Similarly with the modern women’s movement and the feminist theory associated with it. That movement condemned settled practice—stunning levels of violence against women, ceaseless efforts to turn women’s sexuality into a special burden, and persistent disparities of economic opportunity—in the name of the radical idea that women are human beings, too; that they are the moral equals of men, owed equal respect and concern, and that women’s lives are not to be discounted nor women to be treated as a subordinate caste.

Over the past decade, a variety of movements, theories, and proposals have emerged under the banner of “multiculturalism.” Though some embrace a romantic politics of group identity, others make a straightforward egalitarian claim. Multiculturalism, according to one especially compelling formulation, is the radical idea that people in other cultures, foreign and domestic, are human beings, too—moral equals, entitled to equal respect and concern, not to be discounted or treated as a subordinate caste. Thus understood, multiculturalism condemns intolerance of other ways of life, finds the human in what might seem Other, and encourages cultural diversity.

But on closer inspection, multiculturalism resists easy reconciliation with egalitarian convictions. After all, some cultures do not accept, even as theory, the principle that people are owed equal respect and concern (of course, no culture fully practices the principle). Moreover, tensions with decent treatment for women seem especially acute. In some contemporary cultures we see practices—including differential nutrition and health care, unequal rights of ownership, assembly, and political participation, unequal vulnerability to violence, and the denial of educational opportunities—that appear to fly in the face of the idea that women are entitled to be treated as equals. Such tensions become especially clear when we consider a controversial proposal endorsed by some multiculturalists: to provide cultural minorities with “group rights” as a way to preserve those minorities from undue pressure on their ways of life. But how can we endorse special rights for groups that treat female members as subordinate no-counts?

Susan Okin, a leading political theorist, forcefully puts that question to us in the lead essay in this volume. Okin’s essay, originally published in Boston Review, observes that regnant cultural ideas—including religious ideas—sometimes provide rationales for controlling women’s bodies and ruling their lives. When the dominant ideas and practices in a group offend so deeply against the idea that men and women are moral equals, Okin argues, we ought to be less solicitous of the group and more attentive to the costs visited on female members.

The responses to Okin’s essay—many of which appeared in an earlier form in Boston Review—range widely. Some emphasize more than Okin does the plasticity of cultures and religions, and conclude (with Okin) that they can fairly be expected to adapt to minimal demands of political morality—for example, that women are to be treated as equals. Some broadly agree with Okin, but suggest that her focus on women’s status is arbitrary: Shouldn’t we condemn group rights whenever a culture is unduly constraining of its members? Others think it intolerant to require that cultures and religious outlooks endorse, in theory or practice, the egalitarian principle, and to condition special rights on such endorsement. A final group thinks that Okin’s juxtaposition of feminism and multiculturalism is blind to cultural differences—a failing rooted ultimately in her confusion (characteristic of moral universalists) of the generically human with its familiar, local visage.
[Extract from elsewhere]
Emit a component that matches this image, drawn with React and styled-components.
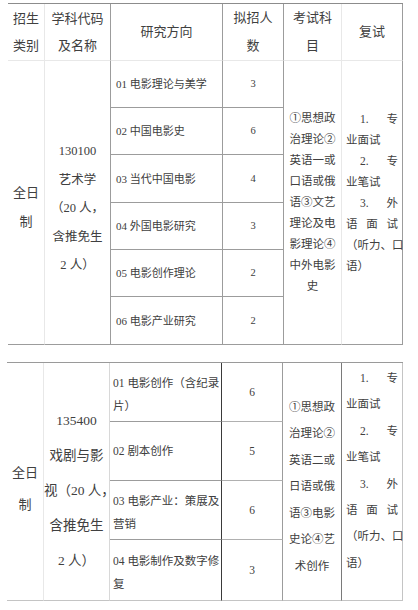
import React from "react";
import styled, { createGlobalStyle } from "styled-components";

const Global = createGlobalStyle`
  html, body { margin: 0; padding: 0; background: #fff; }
  body {
    font-family: "Liberation Serif", "Noto Sans CJK SC", serif;
    color: #404040;
  }
  * { box-sizing: border-box; }
`;

const FAINT = "#e8e8e8";
const MID = "#9c9c9c";
const LIGHT = "#c4c4c4";
const DARK = "#3a3a3a";

const Page = styled.div`
  display: flex;
  flex-direction: column;
  align-items: flex-start;
  gap: 17px;
  padding-top: 3px;
`;

const Table = styled.table`
  border-collapse: separate;
  border-spacing: 0;
  table-layout: fixed;
  margin-left: ${(p) => p.$left}px;
  width: ${(p) => p.$width}px;
  border-top: 1px solid ${(p) => p.$top};
`;

const Col = styled.col`
  width: ${(p) => p.$w}px;
`;

const Row = styled.tr`
  height: ${(p) => p.$h}px;
`;

const Cell = styled.td`
  padding-top: ${(p) => Math.max(p.$shift || 0, 0) * 2}px;
  padding-bottom: ${(p) => Math.max(-(p.$shift || 0), 0) * 2}px;
  padding-left: ${(p) => p.$px ?? 0}px;
  padding-right: ${(p) => p.$px ?? 0}px;
  border-right: 1px solid ${(p) => p.$br || "transparent"};
  border-bottom: 1px solid ${(p) => p.$bb || "transparent"};
  text-align: ${(p) => p.$align || "center"};
  vertical-align: middle;
  font-size: ${(p) => p.$fs || 13}px;
  line-height: ${(p) => p.$lh || 20}px;
  white-space: nowrap;
`;

const Line = styled.div`
  display: ${(p) => (p.$spread ? "flex" : "block")};
  justify-content: space-between;
  padding-left: ${(p) => p.$indent || 0}px;
  height: ${(p) => p.$lh}px;
  line-height: ${(p) => p.$lh}px;
`;

const Lines = ({ items, lh }) => (
  <>
    {items.map((l, i) =>
      Array.isArray(l) ? (
        <Line key={i} $spread $indent={l.indent} $lh={lh}>
          {l.map((s, j) => (
            <span key={j}>{s}</span>
          ))}
        </Line>
      ) : (
        <Line key={i} $lh={lh}>
          {l}
        </Line>
      )
    )}
  </>
);

const spread = (arr, indent) => {
  const a = [...arr];
  a.indent = indent;
  return a;
};

const retest = [
  spread(["1.", "专"], 14),
  "业面试",
  spread(["2.", "专"], 14),
  "业笔试",
  spread(["3.", "外"], 14),
  spread(["语", "面", "试"], 0),
  "（听力、口",
  "语）",
];

const t1Dirs = [
  ["01 电影理论与美学", "3"],
  ["02 中国电影史", "6"],
  ["03 当代中国电影", "4"],
  ["04 外国电影研究", "3"],
  ["05 电影创作理论", "2"],
  ["06 电影产业研究", "2"],
];
const t1Heights = [47, 47, 48, 47, 47, 48];

const t2Dirs = [
  [["01 电影创作（含纪录", "片）"], "6"],
  [["02 剧本创作"], "5"],
  [["03 电影产业：策展及", "营销"], "6"],
  [["04 电影制作及数字修", "复"], "3"],
];
const t2Heights = [59, 59, 59, 61];

export default function App() {
  return (
    <>
      <Global />
      <Page>
        <Table $left={8} $width={395} $top="#8c8c8c">
          <colgroup>
            <Col $w={37} />
            <Col $w={66} />
            <Col $w={112} />
            <Col $w={61} />
            <Col $w={58} />
            <Col $w={61} />
          </colgroup>
          <tbody>
            <Row $h={57}>
              <Cell $br={FAINT} $bb={FAINT}>
                <Lines items={["招生", "类别"]} lh={27} />
              </Cell>
              <Cell $br={MID} $bb={FAINT}>
                <Lines items={["学科代码", "及名称"]} lh={27} />
              </Cell>
              <Cell $br={MID} $bb={FAINT}>研究方向</Cell>
              <Cell $br={MID} $bb={FAINT}>
                <Lines items={["拟招人", "数"]} lh={28} />
              </Cell>
              <Cell $br={FAINT} $bb={FAINT}>
                <Lines items={["考试科", "目"]} lh={28} />
              </Cell>
              <Cell $br={MID} $bb={FAINT}>复试</Cell>
            </Row>
            {t1Dirs.map(([dir, n], i) => (
              <Row key={i} $h={t1Heights[i]}>
                {i === 0 && (
                  <>
                    <Cell rowSpan={6} $br={FAINT} $bb={MID} $fs={13} $shift={4}>
                      <Lines items={["全日", "制"]} lh={29} />
                    </Cell>
                    <Cell rowSpan={6} $br={MID} $bb={MID} $fs={12.5} $shift={6}>
                      <Lines
                        items={["130100", "艺术学", "（20 人，", "含推免生", "2 人）"]}
                        lh={28.5}
                      />
                    </Cell>
                  </>
                )}
                <Cell $br={MID} $bb={MID} $align="left" $px={5} $fs={11}>
                  {dir}
                </Cell>
                <Cell $br={MID} $bb={MID} $fs={10.5}>
                  {n}
                </Cell>
                {i === 0 && (
                  <>
                    <Cell rowSpan={6} $br={FAINT} $bb={MID} $fs={11.5}>
                      <Lines
                        items={[
                          "①思想政",
                          "治理论②",
                          "英语一或",
                          "口语或俄",
                          "语③文艺",
                          "理论及电",
                          "影理论④",
                          "中外电影",
                          "史",
                        ]}
                        lh={21}
                      />
                    </Cell>
                    <Cell
                      rowSpan={6}
                      $br={MID}
                      $bb={MID}
                      $fs={11.5}
                      $align="left"
                      $px={4}
                      $shift={-10}
                    >
                      <Lines items={retest} lh={21} />
                    </Cell>
                  </>
                )}
              </Row>
            ))}
          </tbody>
        </Table>

        <Table $left={7} $width={396} $top="#9a9a9a">
          <colgroup>
            <Col $w={37} />
            <Col $w={66} />
            <Col $w={112} />
            <Col $w={61} />
            <Col $w={59} />
            <Col $w={61} />
          </colgroup>
          <tbody>
            {t2Dirs.map(([dir, n], i) => (
              <Row key={i} $h={t2Heights[i]}>
                {i === 0 && (
                  <>
                    <Cell rowSpan={4} $br={FAINT} $bb={LIGHT} $fs={13} $shift={7}>
                      <Lines items={["全日", "制"]} lh={32} />
                    </Cell>
                    <Cell rowSpan={4} $br="#d8d8d8" $bb={LIGHT} $fs={13.5} $shift={9}>
                      <Lines
                        items={["135400", "戏剧与影", "视（20 人，", "含推免生", "2 人）"]}
                        lh={35}
                      />
                    </Cell>
                  </>
                )}
                <Cell
                  $br={DARK}
                  $bb={i === 3 ? LIGHT : MID}
                  $align="left"
                  $px={3}
                  $fs={11.5}
                  $shift={dir.length > 1 ? 3 : 0}
                >
                  <Lines items={dir} lh={23} />
                </Cell>
                <Cell $br={MID} $bb={i === 3 ? LIGHT : "#b0b0b0"} $fs={11.5}>
                  {n}
                </Cell>
                {i === 0 && (
                  <>
                    <Cell rowSpan={4} $br="#7a7a7a" $bb={LIGHT} $fs={11.5} $shift={5}>
                      <Lines
                        items={[
                          "①思想政",
                          "治理论②",
                          "英语二或",
                          "日语或俄",
                          "语③电影",
                          "史论④艺",
                          "术创作",
                        ]}
                        lh={26.5}
                      />
                    </Cell>
                    <Cell
                      rowSpan={4}
                      $br={LIGHT}
                      $bb={LIGHT}
                      $fs={11.5}
                      $align="left"
                      $px={4}
                      $shift={-11}
                    >
                      <Lines items={retest} lh={26.4} />
                    </Cell>
                  </>
                )}
              </Row>
            ))}
          </tbody>
        </Table>
      </Page>
    </>
  );
}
The exploration of these disagreements sharply clarifies the central question in this debate: How should we understand a commitment to equality in a world of multiple human differences, grim hierarchies of power, and cruel divisions of life circumstance? And at its best moments, the debate pushes beyond such clarification, forcing us to rethink our understanding of feminism and multiculturalism, and to reflect on the practical prospects for reconciling these different aspects of the radical idea of human equality—to consider how we might achieve, in Susan Okin’s words, “a multiculturalism that effectively treats all persons as each other’s moral equals.”